There appears to be an extraneous blank line here.

../lib/CodeGen/SelectionDAG/LegalizeTypes.cpp
1115 ↗(On Diff #41020)

It seems important here that the value returned by GetPromotedInteger matches the promotion operation (e.g.. sign extension) performed by PromoteTargetBoolean.
How is that guaranteed?

../lib/CodeGen/SelectionDAG/LegalizeTypes.h
177 ↗(On Diff #41020)

Should that be "of ValVT", not "if"?

../lib/Target/X86/X86ISelLowering.cpp
19738 ↗(On Diff #41020)

It seems odd to me to allow a masked store/scatter where the value element size differs from the memory element size. Is this an unavoidable result of type legalization? What are the semantics of such an operation? If the value is i64 and the memory is i32, apparently we just store the low 32 bits of each i64 element. Is that the expected behavior? Do we ever have to worry about a size difference in the opposite direction, e.g. storing an i32 to an i64?

../test/CodeGen/X86/masked_gather_scatter.ll
1244 ↗(On Diff #41020)

Please keep the last <3 x i32> all on the same line.

delena updated this revision to Diff 41614.Dec 2 2015, 5:31 AM
delena marked 5 inline comments as done.

Fixed WidenTargetBoolean() and added more tests to check that the mask is sign-extended.
Thanks to Mitch for catching this.

Addressed all other issues.

Sorry for adding a line to X86InstrAVX512.td, just one of the new tests triggered the failure.
I'm trying to reproduce the same failure on a standalone test to make a separate commit.

mbodart added inline comments.Dec 2 2015, 5:06 PM
../lib/CodeGen/SelectionDAG/LegalizeTypes.cpp
1115 ↗(On Diff #41020)

Using SExt unconditionally seems incorrect.
Don't we want to make the choice of ZExt vs SExt dependent on getBooleanContents?
Perhaps we should add getExtendForVectorContent, similar to the existing scalar getExtendForContent.

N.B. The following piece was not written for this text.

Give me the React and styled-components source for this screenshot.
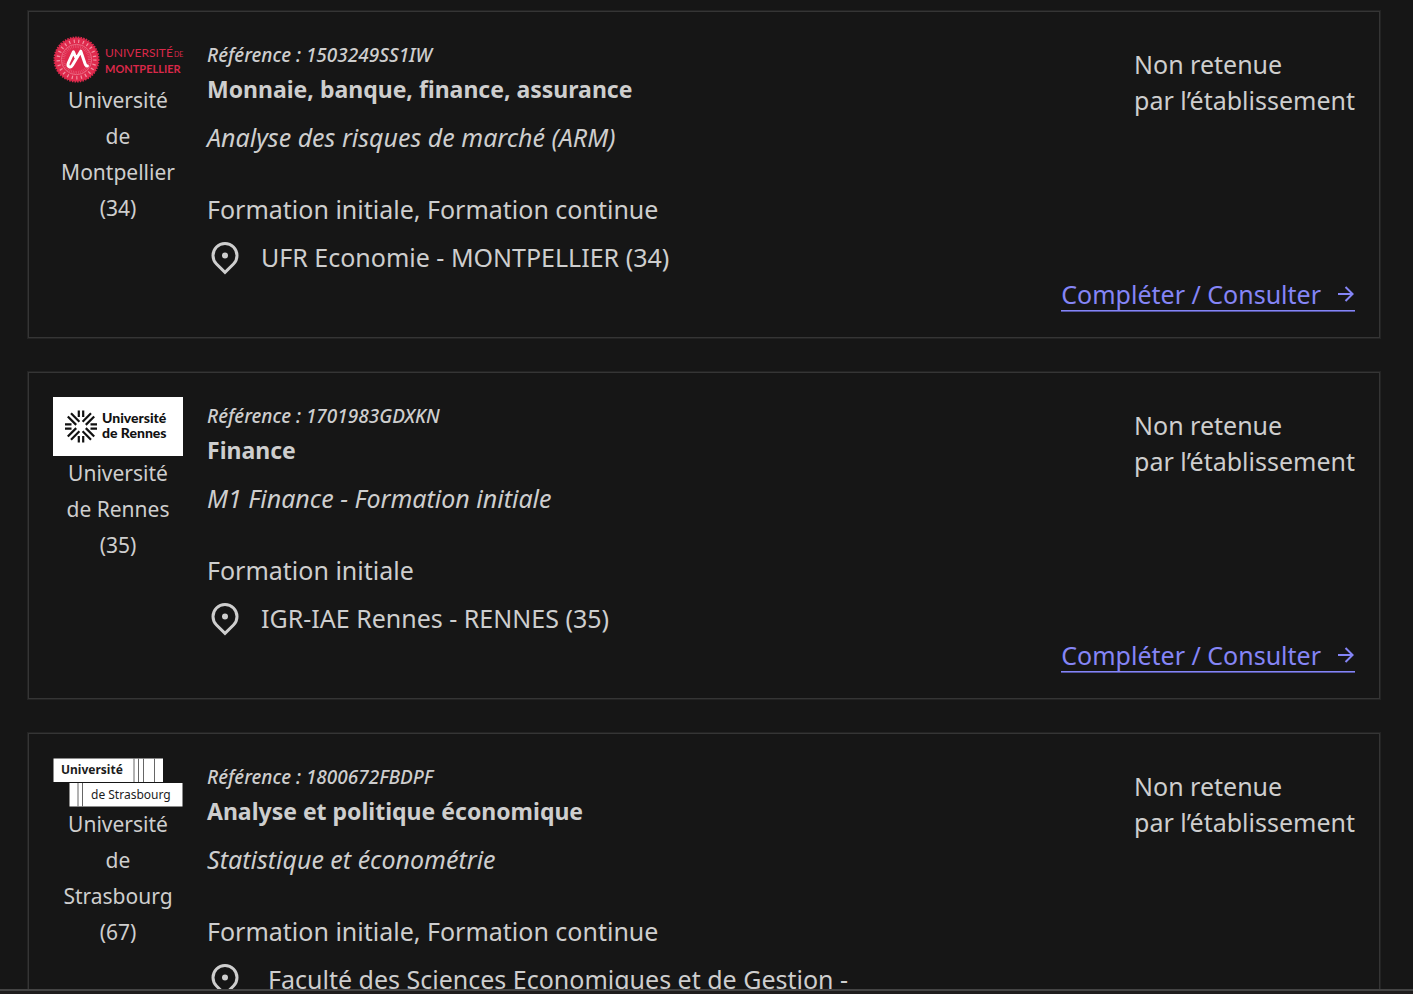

delena added inline comments.Dec 3 2015, 3:55 AM
../lib/CodeGen/SelectionDAG/LegalizeIntegerTypes.cpp
521 ↗(On Diff #41020)

No reason. Just the old code. I removed the mask promotion and all tests still pass.

1239 ↗(On Diff #41020)

I did not see any blank line. I'll run dos2unix on all files again.

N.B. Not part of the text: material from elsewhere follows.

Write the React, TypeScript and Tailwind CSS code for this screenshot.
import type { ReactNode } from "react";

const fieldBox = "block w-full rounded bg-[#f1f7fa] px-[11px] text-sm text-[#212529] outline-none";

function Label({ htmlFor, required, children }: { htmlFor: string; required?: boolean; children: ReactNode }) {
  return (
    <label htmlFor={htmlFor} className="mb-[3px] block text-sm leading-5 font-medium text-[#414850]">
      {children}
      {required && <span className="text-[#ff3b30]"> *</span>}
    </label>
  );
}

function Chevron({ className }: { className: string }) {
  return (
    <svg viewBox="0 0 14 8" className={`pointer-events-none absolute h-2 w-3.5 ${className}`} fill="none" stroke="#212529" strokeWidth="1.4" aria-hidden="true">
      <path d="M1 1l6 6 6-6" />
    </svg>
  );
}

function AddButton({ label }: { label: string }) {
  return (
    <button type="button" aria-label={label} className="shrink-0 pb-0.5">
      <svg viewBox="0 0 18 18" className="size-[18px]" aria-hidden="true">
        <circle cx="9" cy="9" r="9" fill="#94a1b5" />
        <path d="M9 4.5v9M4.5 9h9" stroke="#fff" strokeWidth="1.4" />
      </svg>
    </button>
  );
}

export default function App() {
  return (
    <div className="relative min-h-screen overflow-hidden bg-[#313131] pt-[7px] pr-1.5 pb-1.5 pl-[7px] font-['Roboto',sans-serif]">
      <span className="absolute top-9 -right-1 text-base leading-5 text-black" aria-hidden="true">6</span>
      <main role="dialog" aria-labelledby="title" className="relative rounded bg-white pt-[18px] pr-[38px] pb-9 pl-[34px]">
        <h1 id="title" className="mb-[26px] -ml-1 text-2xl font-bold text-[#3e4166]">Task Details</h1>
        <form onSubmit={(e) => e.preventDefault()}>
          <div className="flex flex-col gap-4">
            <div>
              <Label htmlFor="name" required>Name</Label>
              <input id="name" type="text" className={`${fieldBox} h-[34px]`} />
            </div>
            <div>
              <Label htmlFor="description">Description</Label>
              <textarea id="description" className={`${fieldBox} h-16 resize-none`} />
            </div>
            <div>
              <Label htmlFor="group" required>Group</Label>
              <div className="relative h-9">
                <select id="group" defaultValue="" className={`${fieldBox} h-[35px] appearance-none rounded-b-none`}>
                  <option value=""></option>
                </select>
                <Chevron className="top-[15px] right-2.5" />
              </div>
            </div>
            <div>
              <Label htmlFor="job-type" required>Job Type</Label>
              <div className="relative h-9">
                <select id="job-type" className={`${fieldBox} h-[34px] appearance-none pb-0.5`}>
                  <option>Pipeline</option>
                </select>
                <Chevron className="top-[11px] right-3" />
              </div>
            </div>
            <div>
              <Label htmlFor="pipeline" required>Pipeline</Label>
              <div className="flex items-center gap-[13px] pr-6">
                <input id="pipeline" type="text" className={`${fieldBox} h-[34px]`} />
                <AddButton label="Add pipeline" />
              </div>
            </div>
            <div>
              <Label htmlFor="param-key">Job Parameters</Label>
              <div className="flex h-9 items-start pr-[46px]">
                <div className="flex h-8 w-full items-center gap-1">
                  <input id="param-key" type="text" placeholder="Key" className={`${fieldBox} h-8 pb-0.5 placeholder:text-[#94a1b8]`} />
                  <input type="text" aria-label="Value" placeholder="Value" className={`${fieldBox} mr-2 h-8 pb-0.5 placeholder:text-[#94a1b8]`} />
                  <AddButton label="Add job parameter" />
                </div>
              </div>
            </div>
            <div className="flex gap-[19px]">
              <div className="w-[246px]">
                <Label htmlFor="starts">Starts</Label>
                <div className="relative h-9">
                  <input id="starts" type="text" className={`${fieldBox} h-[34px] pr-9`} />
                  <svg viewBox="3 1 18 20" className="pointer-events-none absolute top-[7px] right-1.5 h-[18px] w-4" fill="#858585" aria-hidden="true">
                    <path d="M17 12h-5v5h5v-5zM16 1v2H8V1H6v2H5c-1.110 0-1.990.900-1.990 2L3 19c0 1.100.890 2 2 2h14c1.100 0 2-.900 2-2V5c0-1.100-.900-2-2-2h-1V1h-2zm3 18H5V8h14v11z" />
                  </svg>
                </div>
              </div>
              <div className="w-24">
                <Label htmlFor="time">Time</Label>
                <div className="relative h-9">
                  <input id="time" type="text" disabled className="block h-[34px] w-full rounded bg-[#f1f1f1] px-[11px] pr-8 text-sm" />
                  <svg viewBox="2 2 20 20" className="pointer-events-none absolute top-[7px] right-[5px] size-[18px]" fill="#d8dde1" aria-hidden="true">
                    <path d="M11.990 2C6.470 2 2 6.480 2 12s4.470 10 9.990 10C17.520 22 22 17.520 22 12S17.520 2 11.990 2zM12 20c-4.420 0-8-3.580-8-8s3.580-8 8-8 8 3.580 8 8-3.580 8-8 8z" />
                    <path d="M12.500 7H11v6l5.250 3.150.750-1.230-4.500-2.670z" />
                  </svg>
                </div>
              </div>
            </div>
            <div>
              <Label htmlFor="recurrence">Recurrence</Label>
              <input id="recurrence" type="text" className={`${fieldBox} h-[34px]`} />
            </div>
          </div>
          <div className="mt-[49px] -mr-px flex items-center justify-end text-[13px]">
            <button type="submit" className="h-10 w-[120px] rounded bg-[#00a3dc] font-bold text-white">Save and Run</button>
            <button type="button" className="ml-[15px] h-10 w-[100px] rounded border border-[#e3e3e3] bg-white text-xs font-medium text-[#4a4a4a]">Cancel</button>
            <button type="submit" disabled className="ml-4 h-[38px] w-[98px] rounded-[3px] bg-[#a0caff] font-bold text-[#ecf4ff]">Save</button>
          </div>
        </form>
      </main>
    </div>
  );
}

../lib/CodeGen/SelectionDAG/LegalizeTypes.cpp
1115 ↗(On Diff #41020)

Fixed! Thank you.

../lib/Target/X86/X86ISelLowering.cpp
19738 ↗(On Diff #41020)

This is the case of promotion of v2i32 to v2i64. Only MemVT keeps the original VT. I'm actually "redo" the TypeLegalizer's work.
The type legalizer promoted v2i32 to v2i64 and I retrieve v2i32 with shuffle {0, 2, -1, -1} and then widen the result to v4i32.
I'll add comments.

delena updated this revision to Diff 42651.Dec 13 2015, 12:16 AM

Updated revision according to Mitch's comments.

Hi Elena,

I added few more minor comments and a question, but in general it LGTM.

regards,

  • mitch
../lib/CodeGen/SelectionDAG/LegalizeVectorTypes.cpp
3216 ↗(On Diff #42651)

Redundant assert, already checked a few lines above.

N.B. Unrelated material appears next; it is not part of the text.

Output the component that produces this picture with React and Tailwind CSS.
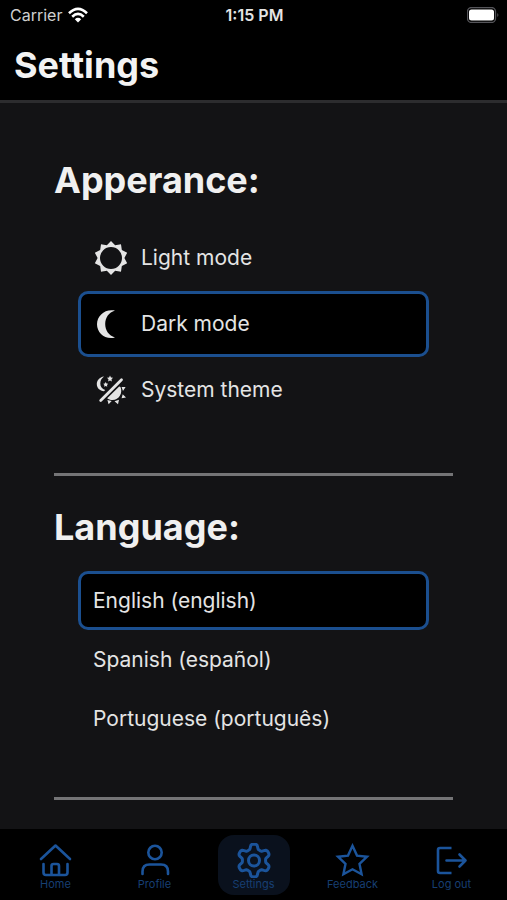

../lib/Target/X86/X86ISelLowering.cpp
19849 ↗(On Diff #42651)

Minor mechanics question: should we first check if Mask's element type is i1, and if so, avoid inserting the TRUNCATE?

19946 ↗(On Diff #42651)

For a 32-bit target, we can gather 16 elements with a single gather.
Though the comment says 8 is the minimum number of elements in
a gather, which is true, the code also seems to be treating this as
the maximum number. How are 16-element gathers supported?

26980 ↗(On Diff #42651)

It is hard to interpret this comment, and thus the correctness of this routine,
without any additional context.
Why is a mask always truncated at this point?
How do you know that it is truncated down to
the element size of the SIGN_EXTEND_INREG's operand?
Please add some supporting comments answering these kinds of questions.

../test/CodeGen/X86/masked_gather_scatter.ll
2–4 ↗(On Diff #42651)

I would think we also want a test for i386 and avx512vl.

delena marked an inline comment as done.Dec 15 2015, 12:24 AM
delena added inline comments.
../lib/Target/X86/X86ISelLowering.cpp
19849 ↗(On Diff #42651)

getNode(ISD::TRUNCATE..) does this optimization.

19946 ↗(On Diff #42651)

We always can sign-extend the indices. VGATHERQPS is supported in 32-bit mode.

26980 ↗(On Diff #42651)

I added more words here:

// Gather and Scatter instructions use k-registers for masks. The type of
// the masks is v*i1. So the mask will be truncated anyway.
// The SIGN_EXTEND_INREG my be dropped.
../test/CodeGen/X86/masked_gather_scatter.ll
2–4 ↗(On Diff #42651)

I added.

This revision was automatically updated to reflect the committed changes.